Que a maioria das porcarias que compramos não serve pra nada além de nos matar e matar o planeta, já sabemos...acabei de comer um hamburguer horrível (supostamente de picanha, se pá, tinha mais gosto de petróleo mesmo).

O negócio é: como promover emprego sem crescimento (do jeito que é hoje....aumento de produção pra estancar a sangria voraz por coisas desnecessárias)? Como uma empresa X vai contratar mais se não tiver que aumentar a produção, que em algum ponto depende de um idiota comprando alguma coisa de que não precisa?

Porque um cara estuda pra caralho, se forma e depois trampa um monte pra no final de semana sair com amigos idiotas, falar asneiras, comer porcarias, mostrar a bosta do carro novo...sei lá. Ninguém sabe o que é felicidade e porque a gente faz as coisas...ninguém pensa no que faz. Se o que pode promover a mudança na maneira de aproveitar o mundo sem ferrá-lo é nossa capacidade de perceber o que nos torna realmente felizes, estamos todos condenados!

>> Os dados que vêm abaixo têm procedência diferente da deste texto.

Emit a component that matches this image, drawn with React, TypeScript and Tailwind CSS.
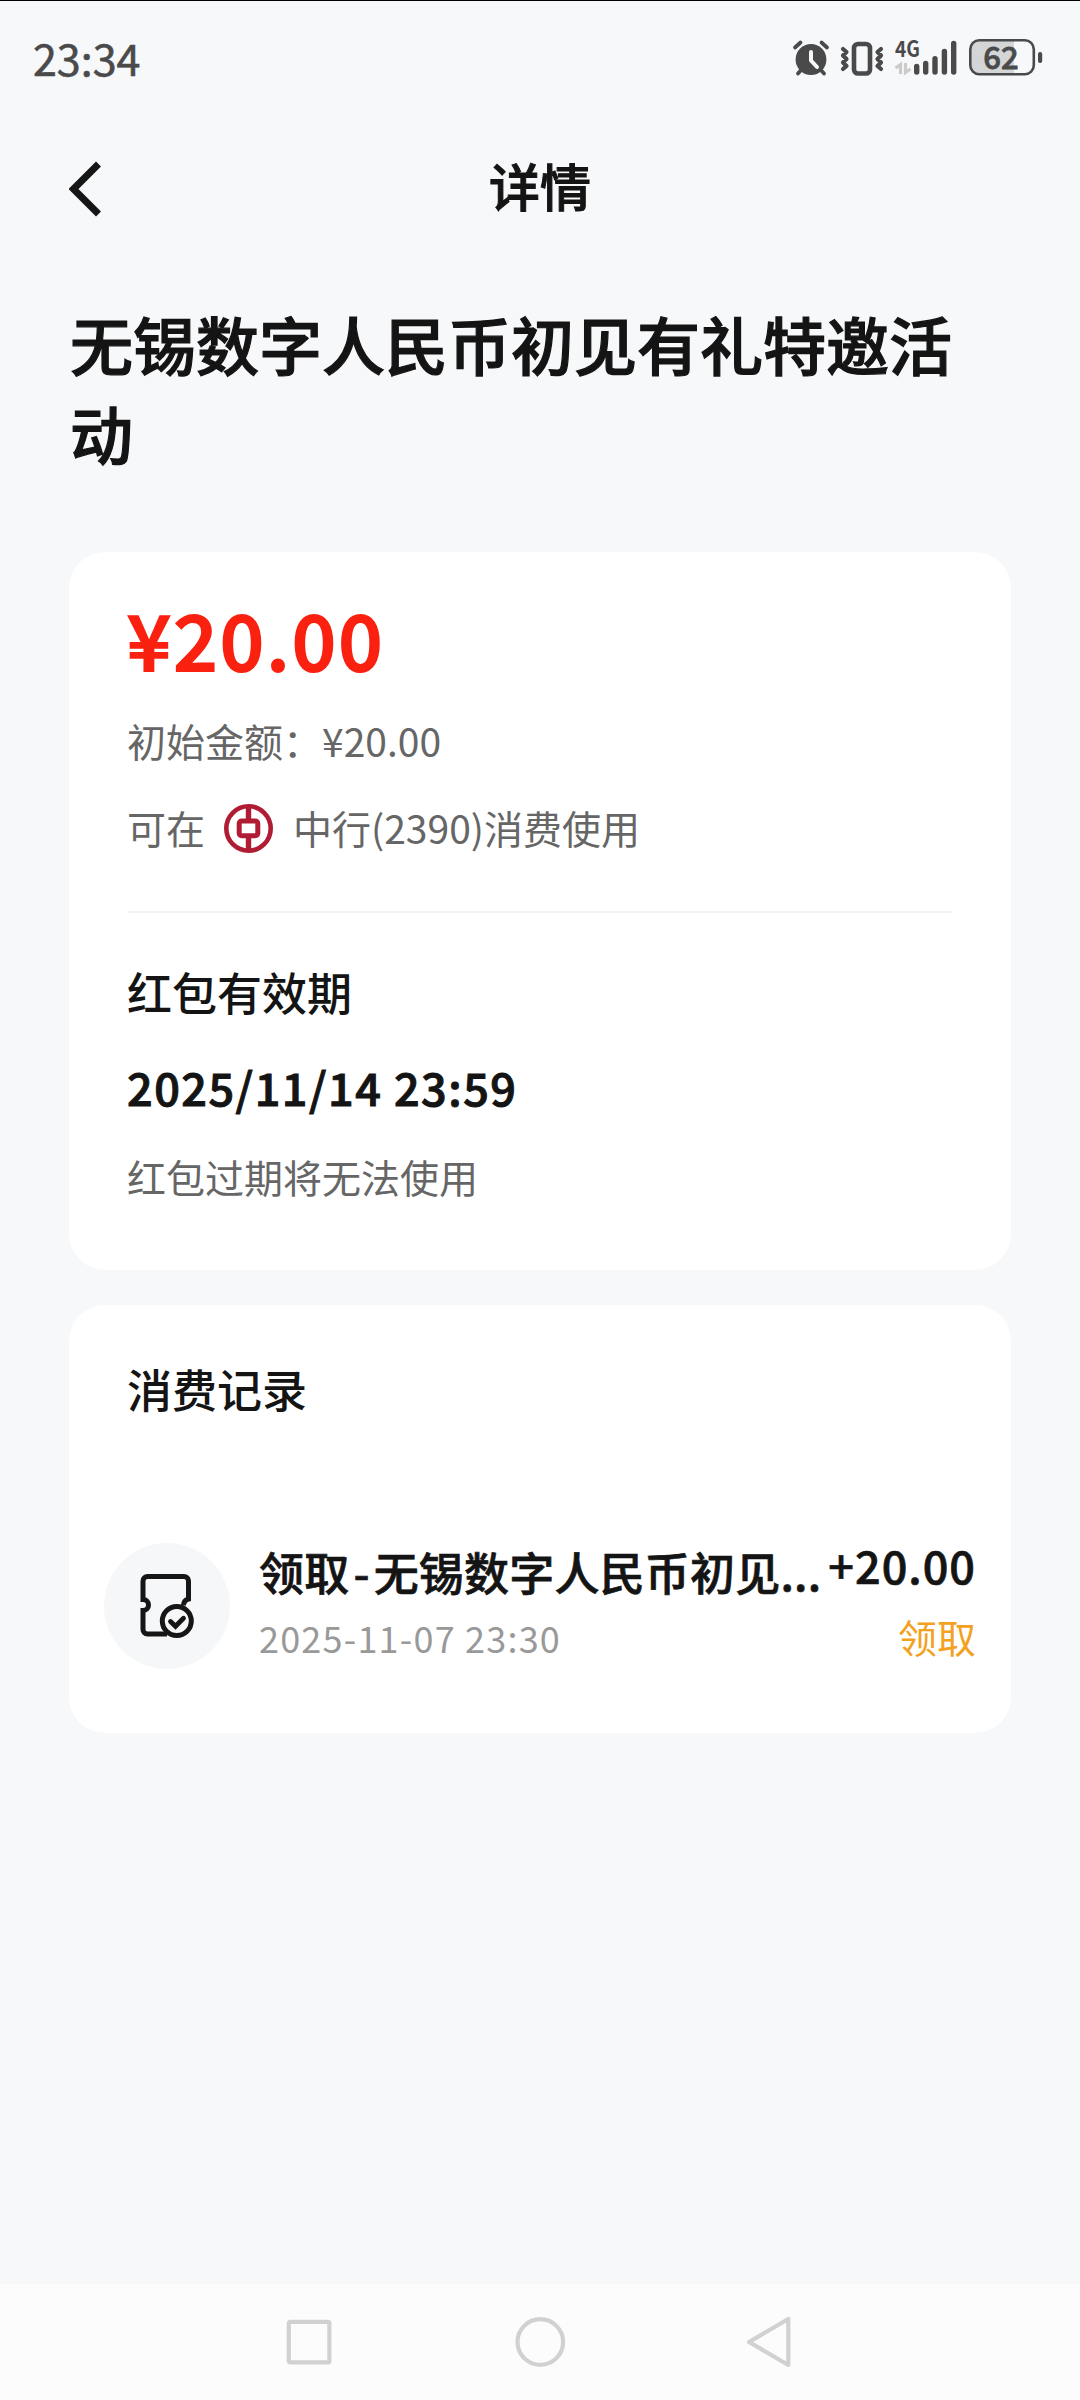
const records = [
  {
    id: 1,
    name: '无锡数字人民币初见...',
    time: '2025-11-07 23:30',
    amount: '+20.00',
    status: '领取',
  },
];

const StatusBar = () => (
  <div className="flex h-[116px] items-start justify-between border-t border-black pr-[36px] pl-[33px] text-[#4a4a4a]">
    <span className="mt-[24px] text-[43px] leading-[64px] [-webkit-text-stroke:0.6px]">23:34</span>
    <svg className="mt-[19px]" width="252" height="76" viewBox="792 20 252 76" fill="none">
      {/* alarm */}
      <circle cx="811" cy="59.5" r="15.4" fill="#4a4a4a" />
      <path d="M795 47.5l5.5-5M827 47.5l-5.5-5M802 69l-4 4.500M820 69l4 4.500" stroke="#4a4a4a" strokeWidth="3.8" strokeLinecap="round" />
      <path d="M811 52v8.5l6 6.500" stroke="#f7f8fa" strokeWidth="4" strokeLinecap="round" strokeLinejoin="round" />
      {/* vibrate */}
      <rect x="854" y="44" width="16" height="29.5" rx="4" stroke="#4a4a4a" strokeWidth="4.6" />
      <path d="M843 49l3.500 3-3.500 3.500 3.500 3.500-3.500 3.500 3.500 3.500-3.500 3M881 49l-3.500 3 3.500 3.500-3.500 3.500 3.500 3.500-3.500 3.500 3.500 3" stroke="#4a4a4a" strokeWidth="4.2" strokeLinecap="round" strokeLinejoin="round" />
      {/* signal */}
      <text x="895" y="57" fill="#4a4a4a" fontSize="22" fontWeight="700" textLength="25" lengthAdjust="spacingAndGlyphs">4G</text>
      <path d="M895.5 68l5-3.500v9.500M905.500 63v9.500l5-3.500" stroke="#cbcbcb" strokeWidth="3.2" />
      <path d="M916.7 66.5v5.5M925.7 63.5v8.5M935 58.8v13.2M944.4 51.5v20.5M953.7 43.5v28.5" stroke="#4a4a4a" strokeWidth="5.4" strokeLinecap="round" />
      {/* battery */}
      <path d="M979 41h35v33h-35a8 8 0 0 1-8-8v-17a8 8 0 0 1 8-8z" fill="#d4d5d6" />
      <rect x="970.3" y="40.3" width="63.5" height="34" rx="9" stroke="#4a4a4a" strokeWidth="2.6" />
      <rect x="1038" y="52" width="4.2" height="11" rx="2" fill="#4a4a4a" />
      <text x="1001" y="69" fill="#4a4a4a" fontSize="31" fontWeight="500" stroke="#4a4a4a" strokeWidth="0.8" textAnchor="middle">62</text>
    </svg>
  </div>
);

const Header = () => (
  <header className="grid h-[143px] grid-cols-3 items-center px-[69px]">
    <svg className="mt-[2px]" width="32" height="56" viewBox="0 0 32 56" fill="none">
      <path d="M29.5 3L4.500 28l25 25" stroke="#161616" strokeWidth="7" />
    </svg>
    <h1 className="-mt-[6px] text-center text-[51px] leading-[72px] font-medium [-webkit-text-stroke:1px]">详情</h1>
  </header>
);

const BankLogo = () => (
  <svg width="49" height="49" viewBox="0 0 49 49" fill="none" stroke="#b01c33">
    <circle cx="24.5" cy="24.5" r="22.2" strokeWidth="4.6" />
    <rect x="15.2" y="17" width="18.6" height="14.8" rx="2.5" strokeWidth="5" />
    <path d="M24.5 3v13M24.5 33v13" strokeWidth="5.4" />
  </svg>
);

const CouponIcon = () => (
  <svg width="54" height="64" viewBox="0 0 54 64" fill="none" stroke="#161616" strokeWidth="5">
    <path d="M27 60H7.5a4.5 4.5 0 0 1-4.5-4.5V36.500c3.500 0 5.500-2.500 5.500-5.500s-2-5.500-5.500-5.500V7a4.5 4.5 0 0 1 4.5-4.5h36.500A4.5 4.5 0 0 1 48.500 7v18c-3.500 1-5 3-5 6.500" />
    <circle cx="36.8" cy="47" r="14.5" />
    <path d="M30.5 47.5l5 4.800 8-8" strokeWidth="4.8" strokeLinecap="round" />
  </svg>
);

const BalanceCard = () => (
  <section className="h-[718px] rounded-[36px] bg-white px-[58px] pt-[36px]">
    <div className="h-[100px] text-[77px] leading-[100px] font-medium tracking-[2.6px] text-[#fa2110] [-webkit-text-stroke:2px]">
      ¥20.00
    </div>
    <div className="mt-[23px] flex h-[58px] items-center text-[39px] leading-[58px] text-[#666]">初始金额：¥20.00</div>
    <div className="mt-[29px] flex h-[58px] items-center text-[39px] leading-[58px] text-[#666]">
      <span>可在</span>
      <span className="mt-[2px] mr-[20px] ml-[19px]">
        <BankLogo />
      </span>
      <span>中行(2390)消费使用</span>
    </div>
    <hr className="mt-[55px] border-t-2 border-[#f3f3f3]" />
    <h3 className="mt-[46px] text-[45px] leading-[66px] font-medium">红包有效期</h3>
    <div className="mt-[29px] text-[45px] leading-[66px] font-medium tracking-[1.5px] [-webkit-text-stroke:1px]">
      2025/11/14 23:59
    </div>
    <div className="mt-[27px] text-[39px] leading-[58px] text-[#666]">红包过期将无法使用</div>
  </section>
);

const RecordsCard = () => (
  <section className="mt-[35px] h-[428px] rounded-[36px] bg-white px-[35px] pt-[51px]">
    <h3 className="pl-[23px] text-[45px] leading-[66px] font-medium">消费记录</h3>
    {records.map((record) => (
      <div key={record.id} className="mt-[121px] flex h-[126px] items-start">
        <div className="flex size-[126px] shrink-0 items-center justify-center rounded-full bg-[#f6f7f9]">
          <CouponIcon />
        </div>
        <div className="ml-[29px] shrink-0">
          <div className="-mt-[4px] text-[45px] leading-[66px] font-medium tracking-[0.2px] whitespace-nowrap [-webkit-text-stroke:0.7px]">
            {record.status}
            <span className="mx-[4px]">-</span>
            {record.name}
          </div>
          <div className="mt-[6px] text-[36px] leading-[52px] tracking-[1.2px] text-[#999]">{record.time}</div>
        </div>
        <div className="flex flex-1 flex-col items-end">
          <div className="-mt-[9px] text-[45px] leading-[62px] font-medium tracking-[1px] [-webkit-text-stroke:0.7px]">
            {record.amount}
          </div>
          <div className="mt-[12px] text-[39px] leading-[56px] text-[#f3a11f]">{record.status}</div>
        </div>
      </div>
    ))}
  </section>
);

const NavigationBar = () => (
  <nav className="flex h-[116px] items-center justify-center bg-[#fcfcfc]">
    <svg width="508" height="52" viewBox="-2 0 508 52" fill="none" stroke="#d1d1d1" strokeWidth="4.2" strokeLinejoin="round">
      <rect x="0.8" y="5.8" width="40.6" height="40.6" rx="1.5" />
      <circle cx="252.3" cy="26" r="22.8" />
      <path d="M500.3 3v46L461 26z" />
    </svg>
  </nav>
);

const App = () => {
  return (
    <div className="flex h-[2400px] w-[1080px] flex-col bg-[#f7f8fa] font-['Noto_Sans_CJK_SC',sans-serif] text-[#141414]">
      <StatusBar />
      <Header />
      <main className="flex-1 px-[69px]">
        <h2 className="mt-[39px] mb-[76px] h-[178px] pl-px text-[63px] leading-[89px] font-medium [-webkit-text-stroke:1.2px]">
          无锡数字人民币初见有礼特邀活动
        </h2>
        <BalanceCard />
        <RecordsCard />
      </main>
      <NavigationBar />
    </div>
  );
};

export default App;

Sei que parece coisa de gente que está viciada na maneira atual de se viver, mas o período transitório é tão importante quanto o permanente da nova condição....afinal de contas, vai levar uns 150anos pra mudar e eu não tenho esperança de viver mais do que 40, os caras de branco do dedo comprido não me pegam!

Bruno Pessa disse...

Aprovado, cuzão...
O emprego pode surgir à medida que as pessoas empregadas troquem de trabalho ou sejam demitidas ou se aposentem, coisas que acontecem todo dia, não?

Anônimo disse...

Se a gente pensar bem...crescimento econômico nem hoje resolve o problema da falta de emprego...sempre vai ter uma margem de pessoas fudidas. Crescimento resolve hoje o meu emprego, mas quem sabe por quanto tempo.
Se a gente pensar numa economia em que o número de vagas de emprego é exatamente o número de pessoas que precisam de emprego, ela precisa crescer?
Ainda imaginamos que todas formas de produção de bens, energia, informação, etc não tem qualquer impacto no meio ambiente e na saúde das pessoas. Como é a vida?

Me torrou pra comentar, agora aguente a ignorância (das idéias e do tamanho do comentário)!